La verità è che le leggi elettorali non c'entrano un bel niente con la stabilità. La verità, se vogliamo dire le cose come stanno, è che i salti della quaglia devono essere impediti, come cercò di fare il centrodestra con la riforma del 2005, ispirata alla "sfiducia costruttiva" vigente in Germania (per capire meglio basta aprire questo link http://it.wikipedia.org/wiki/Sfiducia_costruttiva).
Il problema, in definitiva, è che ai governi bisogna fornire gli strumenti necessari per decidere con efficacia e rapidità, il che può avvenire solo con una organica riforma dell'architettura istituzionale dello Stato, che comprenda anche l'eliminazione del bicameralismo perfetto per accorciare i tempi parlamentari. E soprattutto un ampliamento delle prerogative del potere esecutivo, rispetto sia al Parlamento che al Presidente della Repubblica. Purtroppo in Italia, quando si tira fuori l'argomento, ti guardano come se stessi bestemmiando, salvo poi lamentarsi che i governi governano male.
Eppure basterebbe prendere esempio dalle democrazie più avanzate (Germania, Inghilterra, Francia, Usa), dove i capi di governo hanno un forte potere decisionale e per farli cadere deve verificarsi un cataclisma, mentre invece da noi si paventa il rischio di elezioni anticipate ad ogni maledetta primavera e il presidente del Consiglio è solo un primus inter pares. Il che vuol dire che se hai il carisma di un Craxi o di un Berlusconi puoi restare in sella a lungo; in caso contrario rischi di saltare per un qualsiasi capriccio del più anonimo dei parlamentari.

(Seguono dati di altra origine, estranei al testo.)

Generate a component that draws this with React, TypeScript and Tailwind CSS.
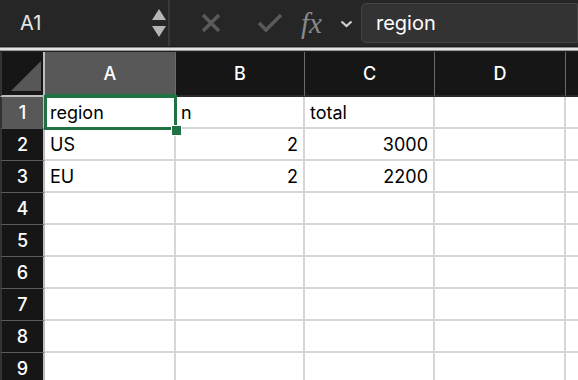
import React from "react";

const cols = ["A", "B", "C", "D", ""];
const widths = [131, 129, 130, 131, 60];
const data: Record<number, (string | { v: string; r?: boolean })[]> = {
  1: ["region", "n", "total", "", ""],
  2: ["US", { v: "2", r: true }, { v: "3000", r: true }, "", ""],
  3: ["EU", { v: "2", r: true }, { v: "2200", r: true }, "", ""],
};

export default function App() {
  const rows = [1, 2, 3, 4, 5, 6, 7, 8, 9];
  return (
    <div
      className="w-[578px] h-[380px] overflow-hidden bg-white relative"
      style={{ fontFamily: "Inter, 'Noto Sans', sans-serif" }}
    >
      {/* top bar */}
      <div className="h-[46px] bg-[#262626] flex items-stretch">
        <div className="w-[170px] border-r-2 border-[#3a3a3a] flex items-center justify-between pl-[20px] pr-[2px]">
          <span className="text-[20px] text-[#e6e6e6]">A1</span>
          <div className="flex flex-col gap-[6px] items-center">
            <svg width="14" height="11" viewBox="0 0 14 11">
              <polygon points="7,0 14,11 0,11" fill="#b5b5b5" />
            </svg>
            <svg width="14" height="11" viewBox="0 0 14 11">
              <polygon points="0,0 14,0 7,11" fill="#b5b5b5" />
            </svg>
          </div>
        </div>
        <div className="flex items-center pl-[30px]">
          <svg width="22" height="22" viewBox="0 0 22 22">
            <path d="M3 3 L19 19 M19 3 L3 19" stroke="#5a5a5a" strokeWidth="3.5" />
          </svg>
          <svg width="26" height="22" viewBox="0 0 26 22" className="ml-[35px]">
            <path d="M2 11 L9 18 L24 3" stroke="#5a5a5a" strokeWidth="3.5" fill="none" />
          </svg>
          <span
            className="ml-[18px] text-[29px] italic text-[#8a8a8a] leading-none"
            style={{ fontFamily: "'Liberation Serif', 'DejaVu Serif', serif" }}
          >
            fx
          </span>
          <svg width="13" height="8" viewBox="0 0 13 8" className="ml-[18px] mt-[2px]">
            <path d="M1.5 1.5 L6.5 6 L11.5 1.5" stroke="#d0d0d0" strokeWidth="2.2" fill="none" />
          </svg>
        </div>
        <div className="flex-1 ml-[8px] mt-[3px] mb-[3px] bg-[#333333] border border-[#444] rounded-l-[5px] flex items-center pl-[14px]">
          <span className="text-[20px] text-white">region</span>
        </div>
      </div>
      {/* separator */}
      <div className="h-[6px] bg-[#1c1c1c] flex flex-col">
        <div className="h-[1px] bg-[#8a8a8a] mt-[1px]" />
        <div className="h-[2px] bg-[#e2e2e2]" />
        <div className="h-[1px] bg-[#9a9a9a]" />
      </div>
      {/* grid */}
      <div className="relative">
        {/* header row */}
        <div className="flex h-[45px] bg-[#161616]">
          <div className="w-[45px] shrink-0 border-r-2 border-b-2 border-[#bdbdbd] border-l-2 border-l-[#333] relative">
            <svg width="32" height="32" viewBox="0 0 32 32" className="absolute left-[8px] top-[8px]">
              <polygon points="1,31 31,31 31,1" fill="#575757" />
            </svg>
          </div>
          {cols.map((c, i) => (
            <div
              key={i}
              className={`shrink-0 h-full flex items-center justify-center text-[18px] font-medium text-white border-r border-[#6a6a6a] ${
                i === 0 ? "bg-[#585858] border-b-[3px] border-b-[#1f7244]" : "border-b-2 border-b-[#2a2a2a]"
              }`}
              style={{ width: widths[i] }}
            >
              {c}
            </div>
          ))}
        </div>
        {rows.map((r) => (
          <div key={r} className="flex h-[32px]">
            <div
              className={`w-[45px] shrink-0 flex items-center justify-center text-[18px] font-medium text-white border-r-2 border-r-[#bdbdbd] border-b border-b-[#5a5a5a] border-l-2 border-l-[#333] ${
                r === 1 ? "bg-[#585858]" : "bg-[#161616]"
              }`}
            >
              {r}
            </div>
            {cols.map((c, i) => {
              const cell = data[r]?.[i];
              const v = typeof cell === "string" ? cell : cell?.v ?? "";
              const right = typeof cell === "object" && cell?.r;
              return (
                <div
                  key={i}
                  className={`shrink-0 flex items-center text-[18px] text-black border-r-2 border-b-2 border-[#d6d6d6] ${
                    right ? "justify-end pr-[5px]" : "pl-[5px]"
                  }`}
                  style={{ width: widths[i] }}
                >
                  {v}
                </div>
              );
            })}
          </div>
        ))}
        {/* selection */}
        <div className="absolute left-[44px] top-[43px] w-[133px] h-[35px] border-[3px] border-[#1f7244] pointer-events-none" />
        <div className="absolute left-[171px] top-[73px] w-[9px] h-[9px] bg-[#1f7244] border border-white box-content" />
      </div>
    </div>
  );
}
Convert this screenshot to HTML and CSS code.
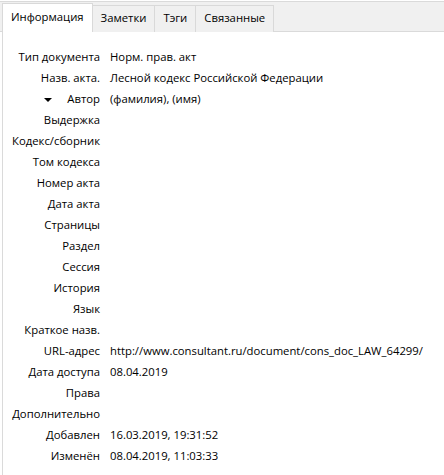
FILE: index.html
```html
<!DOCTYPE html>
<html lang="ru">
<head>
<meta charset="UTF-8" />
<title>Информация</title>
<link rel="stylesheet" href="styles.css">
</head>
<body>
    <div class="tabbar">
        <div class="tab active">Информация</div>
        <div class="tab">Заметки</div>
        <div class="tab">Тэги</div>
        <div class="tab">Связанные</div>
    </div>
    <div class="panel">
        <div class="fields">
            <div class="label">Тип документа</div><div class="value">Норм. прав. акт</div>
            <div class="label">Назв. акта.</div><div class="value">Лесной кодекс Российской Федерации</div>
            <div class="label"><span class="twisty"></span>Автор</div><div class="value">(фамилия), (имя)</div>
            <div class="label">Выдержка</div><div class="value"></div>
            <div class="label">Кодекс/сборник</div><div class="value"></div>
            <div class="label">Том кодекса</div><div class="value"></div>
            <div class="label">Номер акта</div><div class="value"></div>
            <div class="label">Дата акта</div><div class="value"></div>
            <div class="label">Страницы</div><div class="value"></div>
            <div class="label">Раздел</div><div class="value"></div>
            <div class="label">Сессия</div><div class="value"></div>
            <div class="label">История</div><div class="value"></div>
            <div class="label">Язык</div><div class="value"></div>
            <div class="label">Краткое назв.</div><div class="value"></div>
            <div class="label">URL-адрес</div><div class="value">http://www.consultant.ru/document/cons_doc_LAW_64299/</div>
            <div class="label">Дата доступа</div><div class="value">08.04.2019</div>
            <div class="label">Права</div><div class="value"></div>
            <div class="label">Дополнительно</div><div class="value"></div>
            <div class="label">Добавлен</div><div class="value">16.03.2019, 19:31:52</div>
            <div class="label">Изменён</div><div class="value">08.04.2019, 11:03:33</div>
        </div>
    </div>
</body>
</html>
```

FILE: styles.css
```css
html, body {
    height: 100%;
    overflow: hidden;
}

body {
    margin: 0;
    padding-top: 1px;
    box-sizing: border-box;
    display: flex;
    flex-direction: column;
    background: #fff;
    color: #000;
    font-family: "Open Sans", "Noto Sans", sans-serif;
    font-size: 11.3px;
}

/* полоса вкладок */
.tabbar {
    display: flex;
    align-items: flex-end;
    flex: none;
    height: 29px;
    padding-left: 2px;
    background: #f0f0f0;
    border-top: 1px solid #dadada;
    border-bottom: 1px solid #dadada;
}

.tab {
    height: 26px;
    line-height: 24px;
    padding: 0 8px;
    border: 1px solid #d9d9d9;
    border-bottom: none;
    margin-left: -1px;
    margin-bottom: -1px;
    background: #f0f0f0;
}

.tab:first-child {
    margin-left: 0;
}

.tab.active {
    background: #fff;
    height: 28px;
    line-height: 26px;
}

.panel {
    flex: 1;
    margin-left: 2px;
    border-left: 1px solid #dadada;
    padding-top: 14px;
}

.fields {
    display: grid;
    grid-template-columns: 97px 1fr;
    column-gap: 10px;
    grid-auto-rows: 21px;
    align-items: center;
}

.label {
    text-align: right;
    white-space: nowrap;
}

.value {
    white-space: nowrap;
}

.twisty {
    display: inline-block;
    width: 0;
    height: 0;
    border-left: 4px solid transparent;
    border-right: 4px solid transparent;
    border-top: 4px solid #000;
    margin-right: 15px;
    vertical-align: middle;
}
```
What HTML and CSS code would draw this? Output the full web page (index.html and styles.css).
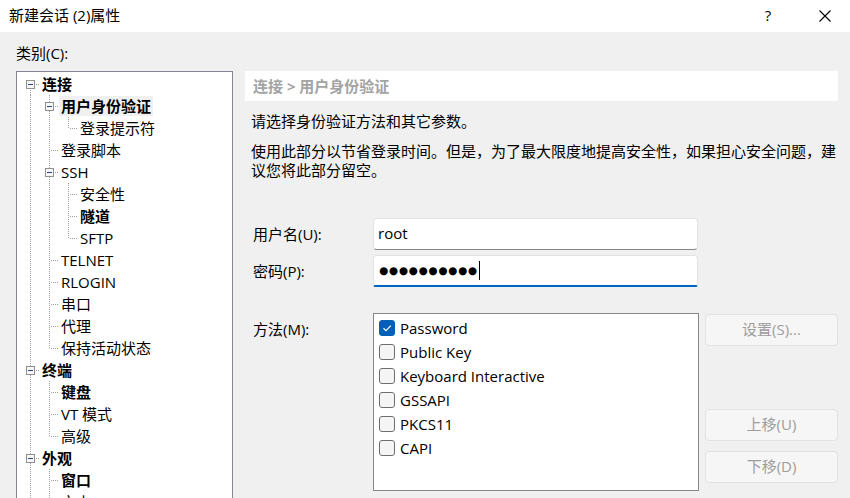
FILE: index.html
```html
<!DOCTYPE html>
<html lang="zh-CN">
<head>
<meta charset="utf-8">
<title>新建会话 (2)属性</title>
<link rel="stylesheet" href="styles.css">
</head>
<body>
<div class="titlebar">
  <div class="title">新建会话 (2)属性</div>
  <div class="tb-help">?</div>
  <div class="tb-close">
    <svg width="12" height="12" viewBox="0 0 12 12"><path d="M0.5 0.5 L11.5 11.5 M11.5 0.5 L0.5 11.5" stroke="#000" stroke-width="1.1" fill="none"/></svg>
  </div>
</div>
<div class="main">
  <div class="cat-label">类别(C):</div>
  <div class="tree">
    <div class="row"><span class="o first"><i class="exp"></i></span><span class="lbl b">连接</span></div>
    <div class="row"><span class="g v"></span><span class="o"><i class="exp"></i></span><span class="lbl b sel">用户身份验证</span></div>
    <div class="row"><span class="g v"></span><span class="g v"></span><span class="o half"></span><span class="lbl">登录提示符</span></div>
    <div class="row"><span class="g v"></span><span class="o"></span><span class="lbl">登录脚本</span></div>
    <div class="row"><span class="g v"></span><span class="o"><i class="exp"></i></span><span class="lbl">SSH</span></div>
    <div class="row"><span class="g v"></span><span class="g v"></span><span class="o"></span><span class="lbl">安全性</span></div>
    <div class="row"><span class="g v"></span><span class="g v"></span><span class="o"></span><span class="lbl b">隧道</span></div>
    <div class="row"><span class="g v"></span><span class="g v"></span><span class="o half"></span><span class="lbl">SFTP</span></div>
    <div class="row"><span class="g v"></span><span class="o"></span><span class="lbl">TELNET</span></div>
    <div class="row"><span class="g v"></span><span class="o"></span><span class="lbl">RLOGIN</span></div>
    <div class="row"><span class="g v"></span><span class="o"></span><span class="lbl">串口</span></div>
    <div class="row"><span class="g v"></span><span class="o"></span><span class="lbl">代理</span></div>
    <div class="row"><span class="g v"></span><span class="o half"></span><span class="lbl">保持活动状态</span></div>
    <div class="row"><span class="o"><i class="exp"></i></span><span class="lbl b">终端</span></div>
    <div class="row"><span class="g v"></span><span class="o"></span><span class="lbl b">键盘</span></div>
    <div class="row"><span class="g v"></span><span class="o"></span><span class="lbl">VT 模式</span></div>
    <div class="row"><span class="g v"></span><span class="o half"></span><span class="lbl">高级</span></div>
    <div class="row"><span class="o"><i class="exp"></i></span><span class="lbl b">外观</span></div>
    <div class="row"><span class="g v"></span><span class="o"></span><span class="lbl b">窗口</span></div>
    <div class="row"><span class="g v"></span><span class="o"></span><span class="lbl">文本</span></div>
  </div>
  <div class="panel">
    <div class="crumb">连接 &gt; 用户身份验证</div>
    <p class="intro">请选择身份验证方法和其它参数。</p>
    <p class="desc">使用此部分以节省登录时间。但是，为了最大限度地提高安全性，如果担心安全问题，建议您将此部分留空。</p>
    <div class="field">
      <label class="flabel">用户名(U):</label>
      <div class="input">root</div>
    </div>
    <div class="field">
      <label class="flabel">密码(P):</label>
      <div class="input focus"><span class="pw">●●●●●●●●●●</span><span class="caret"></span></div>
    </div>
    <div class="method">
      <label class="flabel mlabel">方法(M):</label>
      <div class="list">
        <div class="item"><span class="cb on"><svg width="14" height="14" viewBox="0 0 14 14"><path d="M3.5 7.2 L6 9.6 L10.8 4.6" stroke="#fff" stroke-width="1.2" fill="none"/></svg></span>Password</div>
        <div class="item"><span class="cb"></span>Public Key</div>
        <div class="item"><span class="cb"></span>Keyboard Interactive</div>
        <div class="item"><span class="cb"></span>GSSAPI</div>
        <div class="item"><span class="cb"></span>PKCS11</div>
        <div class="item"><span class="cb"></span>CAPI</div>
      </div>
      <div class="buttons">
        <div class="btn">设置(S)...</div>
        <div class="btn up">上移(U)</div>
        <div class="btn">下移(D)</div>
      </div>
    </div>
  </div>
</div>
</body>
</html>
```
FILE: styles.css
```css
html, body {
  margin: 0;
  padding: 0;
}
body {
  width: 850px;
  height: 498px;
  overflow: hidden;
  background: #f0f0f0;
  font-family: "Open Sans", "Noto Sans CJK SC", sans-serif;
  font-size: 15px;
  color: #000;
}
.titlebar {
  height: 32px;
  background: #fff;
  display: flex;
  align-items: center;
}
.title {
  flex: 1;
  padding-left: 9px;
  line-height: 20px;
  margin-top: -2px;
}
.tb-help {
  width: 44px;
  text-align: center;
  line-height: 20px;
  margin-top: -2px;
}
.tb-close {
  width: 50px;
  margin-left: 10px;
  display: flex;
  justify-content: center;
  align-items: center;
  margin-top: -1px;
}
.main {
  display: grid;
  grid-template-columns: 217px 593px;
  grid-template-rows: 39px auto;
  column-gap: 12px;
  padding-left: 16px;
}
.cat-label {
  grid-column: 1 / 3;
  line-height: 20px;
  padding-top: 11px;
}
.tree {
  grid-column: 1;
  grid-row: 2;
  height: 427px;
  box-sizing: border-box;
  border: 1px solid #828790;
  border-bottom: none;
  background: #fff;
  padding-top: 1px;
  overflow: hidden;
}
.row {
  display: flex;
  height: 22px;
  padding-left: 4px;
}
.g, .o {
  width: 19px;
  height: 22px;
  flex: none;
}
.g.v {
  background: repeating-linear-gradient(to bottom, #a0a0a0 0 1px, transparent 1px 2px) 9px 0 / 1px 22px no-repeat;
}
.o {
  display: flex;
  align-items: flex-start;
  background-image:
    repeating-linear-gradient(to right, #a0a0a0 0 1px, transparent 1px 2px),
    repeating-linear-gradient(to bottom, #a0a0a0 0 1px, transparent 1px 2px);
  background-repeat: no-repeat;
  background-position: 11px 11px, 9px 0;
  background-size: 8px 1px, 1px 22px;
}
.o.half {
  background-size: 8px 1px, 1px 12px;
}
.o.first {
  background-position: 11px 11px, 9px 11px;
  background-size: 8px 1px, 1px 11px;
}
.exp {
  width: 9px;
  height: 9px;
  box-sizing: border-box;
  border: 1px solid #919191;
  background: #f6f6f6;
  margin: 7px 0 0 5px;
  display: flex;
  align-items: center;
  justify-content: center;
}
.exp::before {
  content: "";
  width: 5px;
  height: 1px;
  background: #2d4780;
}
.lbl {
  margin-top: 1px;
  height: 20px;
  line-height: 20px;
  padding: 0 2px;
  white-space: nowrap;
}
.lbl.b {
  font-weight: 700;
}
.lbl.sel {
  background: #f0f0f0;
}
.panel {
  grid-column: 2;
  grid-row: 2;
}
.crumb {
  height: 30px;
  line-height: 30px;
  background: #fff;
  padding-left: 8px;
  color: #a3a3a3;
  font-weight: 700;
}
.intro {
  margin: 10px 0 0 6px;
  line-height: 20px;
}
.desc {
  margin: 11px 0 0 6px;
  line-height: 19px;
  width: 594px;
}
.field {
  display: flex;
  align-items: center;
  height: 32px;
  margin-top: 5px;
}
.desc + .field {
  margin-top: 38px;
}
.flabel {
  width: 128px;
  box-sizing: border-box;
  padding-left: 8px;
  line-height: 20px;
  flex: none;
}
.input {
  width: 325px;
  height: 32px;
  box-sizing: border-box;
  border: 1px solid #e3e3e3;
  border-bottom: 1px solid #868686;
  border-radius: 4px;
  background: #fff;
  padding: 0 0 2px 4px;
  line-height: 26px;
  display: flex;
  align-items: center;
}
.input.focus {
  border-bottom: 2px solid #0067c0;
  border-radius: 4px 4px 2px 2px;
  padding-bottom: 1px;
}
.pw {
  font-family: "DejaVu Sans", sans-serif;
  font-size: 10.5px;
  letter-spacing: 0.7px;
  line-height: 20px;
  margin-left: 1px;
}
.caret {
  width: 1px;
  height: 19px;
  background: #000;
  margin-left: 1px;
}
.method {
  display: flex;
  align-items: flex-start;
  margin-top: 26px;
}
.mlabel {
  margin-top: 6px;
}
.list {
  width: 326px;
  height: 178px;
  box-sizing: border-box;
  border: 1px solid #868686;
  background: #fff;
  padding: 2px 5px;
  flex: none;
}
.item {
  display: flex;
  align-items: center;
  height: 24px;
  line-height: 20px;
  white-space: nowrap;
}
.cb {
  width: 16px;
  height: 16px;
  box-sizing: border-box;
  border: 1px solid #6f6f6f;
  border-radius: 3px;
  background: #f5f5f5;
  margin-right: 5px;
  display: flex;
  align-items: center;
  justify-content: center;
  flex: none;
}
.cb.on {
  background: #005fb8;
  border-color: #005fb8;
}
.buttons {
  margin-left: 6px;
  display: flex;
  flex-direction: column;
  padding-top: 1px;
}
.btn {
  width: 133px;
  height: 32px;
  box-sizing: border-box;
  border: 1px solid #e2e2e2;
  border-radius: 4px;
  background: #f6f6f6;
  color: #9d9d9d;
  text-align: center;
  line-height: 29px;
}
.btn + .btn {
  margin-top: 10px;
}
.btn.up {
  margin-top: 63px;
}
```
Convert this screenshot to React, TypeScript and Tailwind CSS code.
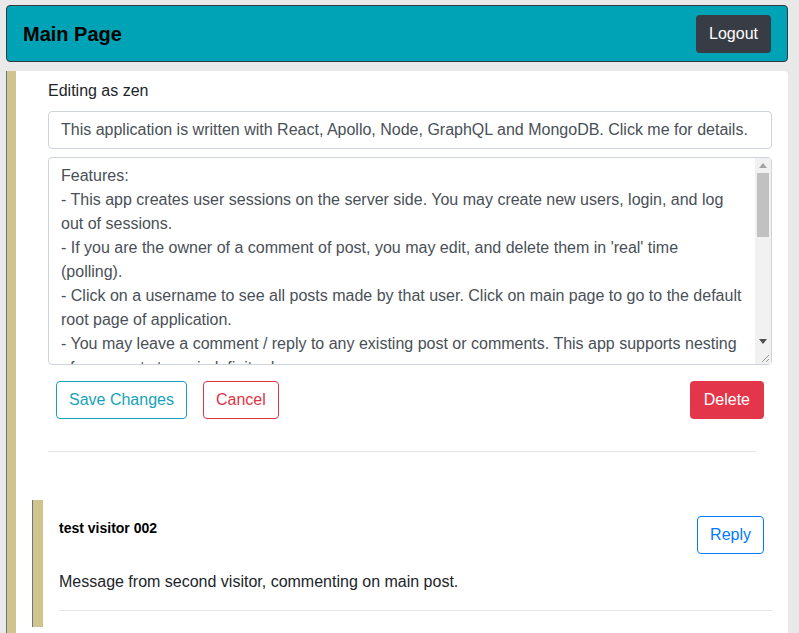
import { useState } from "react"

const details = `Features:
- This app creates user sessions on the server side. You may create new users, login, and log out of sessions.
- If you are the owner of a comment of post, you may edit, and delete them in 'real' time (polling).
- Click on a username to see all posts made by that user. Click on main page to go to the default root page of application.
- You may leave a comment / reply to any existing post or comments. This app supports nesting of comments to an indefinite degree.
- Comments are loaded recursively, each reply is shown below the comment it belongs to.
- Only logged in users may create posts, comments or replies.

Technologies:
- React for the client side user interface.
- Apollo Client for querying and caching data from the GraphQL server.
- Node and Express with Apollo Server on the server side.
- MongoDB for storing users, posts and comments.
- Bootstrap for styling.`

function FakeScrollbar() {
  // headless browser hides native scrollbars, so draw one over the textarea
  return (
    <div className="pointer-events-none absolute bottom-px right-px top-px flex w-[16px] flex-col bg-[#f1f1f1]">
      <div className="flex h-[15px] items-center justify-center">
        <svg width="8" height="5" viewBox="0 0 8 5">
          <polygon points="0,5 8,5 4,0" fill="#a3a3a3" />
        </svg>
      </div>
      <div className="flex-1">
        <div className="mx-[2px] h-[64px] bg-[#c1c1c1]" />
      </div>
      <div className="flex h-[15px] items-center justify-center">
        <svg width="8" height="5" viewBox="0 0 8 5">
          <polygon points="0,0 8,0 4,5" fill="#505050" />
        </svg>
      </div>
      <div className="flex h-[15px] items-end justify-end bg-[#f1f1f1] pb-[2px] pr-[2px]">
        <svg width="8" height="8" viewBox="0 0 8 8">
          <line x1="1" y1="8" x2="8" y2="1" stroke="#9a9a9a" strokeWidth="1" />
          <line x1="5" y1="8" x2="8" y2="5" stroke="#9a9a9a" strokeWidth="1" />
        </svg>
      </div>
    </div>
  )
}

export default function App() {
  const [title, setTitle] = useState(
    "This application is written with React, Apollo, Node, GraphQL and MongoDB. Click me for details."
  )
  const [body, setBody] = useState(details)

  return (
    <div className="min-h-screen bg-[#e9e9e9] pl-[6px] pr-[11px] pt-[5px] font-['Liberation_Sans',Arial,sans-serif] text-[16px] leading-6 text-[#212529]">
      {/* HEADER */}
      <div className="flex h-[57px] items-center justify-between rounded-[4px] border border-[#343a40] bg-[#00a2b5] pl-4 pr-4">
        <span className="text-[20px] font-bold text-black">Main Page</span>
        <button className="h-[38px] rounded-[4px] bg-[#383d45] px-[13px] text-white">Logout</button>
      </div>

      {/* POST CARD */}
      <div className="ml-px mt-[9px] rounded-tr-[4px] border-l-[9px] border-l-[#cfc48d] bg-white pb-10 shadow-[-1px_0_0_0_#6c757d]">
        <div className="pl-8 pr-4 pt-[8px]">
          <div className="mb-[8px]">Editing as zen</div>
          <input
            value={title}
            onChange={(e) => setTitle(e.target.value)}
            className="block h-[38px] w-full rounded-[4px] border border-[#ced4da] px-3 text-[#495057] outline-none"
          />
          <div className="relative mt-2">
            <textarea
              value={body}
              onChange={(e) => setBody(e.target.value)}
              className="block h-[208px] w-full resize-none overflow-y-scroll rounded-[4px] border border-[#ced4da] py-[6px] pl-3 pr-[28px] leading-6 text-[#495057] outline-none"
            />
            <FakeScrollbar />
          </div>
          <div className="mt-4 flex px-2">
            <button className="h-[38px] rounded-[4px] border border-[#17a2b8] px-3 text-[#17a2b8]">Save Changes</button>
            <button className="ml-4 h-[38px] rounded-[4px] border border-[#dc3545] px-3 text-[#dc3545]">Cancel</button>
            <button className="ml-auto h-[38px] rounded-[4px] bg-[#e3364a] px-[14px] text-white">Delete</button>
          </div>
          <div className="mr-4 mt-8 border-t border-[#e5e5e5]" />
        </div>

        {/* COMMENT */}
        <div className="ml-[17px] mt-12 border-l-[10px] border-l-[#cfc48d] bg-white pb-4 pl-4 pr-4 pt-4 shadow-[-1px_0_0_0_#6c757d]">
          <div className="flex items-start justify-between pr-2">
            <span className="pt-[2px] text-[14px] font-bold leading-5 text-black">test visitor 002</span>
            <button className="h-[38px] rounded-[4px] border border-[#007bff] px-3 text-[#007bff]">Reply</button>
          </div>
          <div className="mt-[16px]">Message from second visitor, commenting on main post.</div>
          <div className="mt-[16px] border-t border-[#e5e5e5]" />
        </div>
      </div>
    </div>
  )
}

La riforma elettorale? Non serve a un tubo e lascerà tutto com'è. Cambierà solo il fatto che metteremo una croce sul bel faccione di un parlamentare, ma il premier che sceglieremo continuerà ad avere la stessa durata che ha un'insalata fuori dal frigo. Poi magari arriverà il Berlusconi di turno (o chi per lui) che se la prenderà con i soliti "lacci e lacciuoli" che gli impediscono di governare e che per questo motivo "il centrodestra intende fare la riforma istituzionale". Già, il centrodestra, quello che doveva abbassare le tasse.